The pace of new arrivals to Europe has slowed significantly since 2015, due in large part to a series of measures countries like Turkey and Libya have taken to block refugees and migrants from reaching the continent, in exchange for concessions and aid from the European Union. But despite the political demonization of migrants, many European countries are likely to become dependent on immigrants to replenish domestic workforces as birth rates fall.

The U.S.-Mexico Border & Central American Migration

Trump appears to want to end all migration across America’s southern border and has pressured Mexico to block immigrants and refugees from reaching the United States. Already a centerpiece of his presidency, the issue of migration across the Mexican border, most of which now originates in Central America, is likely to be at the heart of his upcoming reelection bid.

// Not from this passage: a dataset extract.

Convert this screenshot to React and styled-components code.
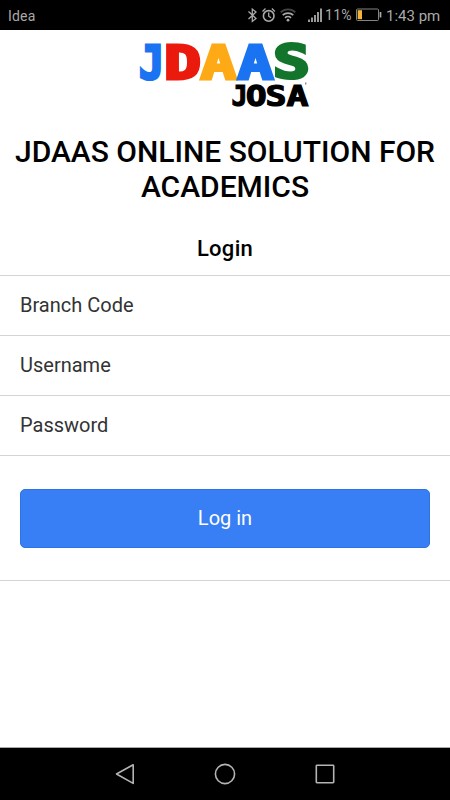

Refugees & Long-Term Displacement

The surge in refugee numbers points to both a proliferation of conflicts and humanitarian crises, but also the failure to resolve long-standing crises. From Syria to Afghanistan to South Sudan, local, regional and international actors have been unable to craft solutions that will allow people to return to their homes. These persistent refugee populations are putting a strain on neighboring countries and, in some situations, like the flow of Venezuelan refugees across South America, sparking xenophobic attacks. The coronavirus pandemic has only exacerbated the precarious conditions many of them live in.

South-South Migration

While the influx of immigrants to Western countries receives much of the global attention, this ignores the fact that most migration takes place between countries in the same region. That has put a significant burden on states that border conflict zones, like Uganda, which sits between both South Sudan and the Democratic Republic of Congo. In the absence of international attention and assistance, some countries have introduced innovative strategies for integrating refugees and migrants. But others have pushed back against their commitments under international law and may be forcing refugees and asylum seekers to return to dangerous situations.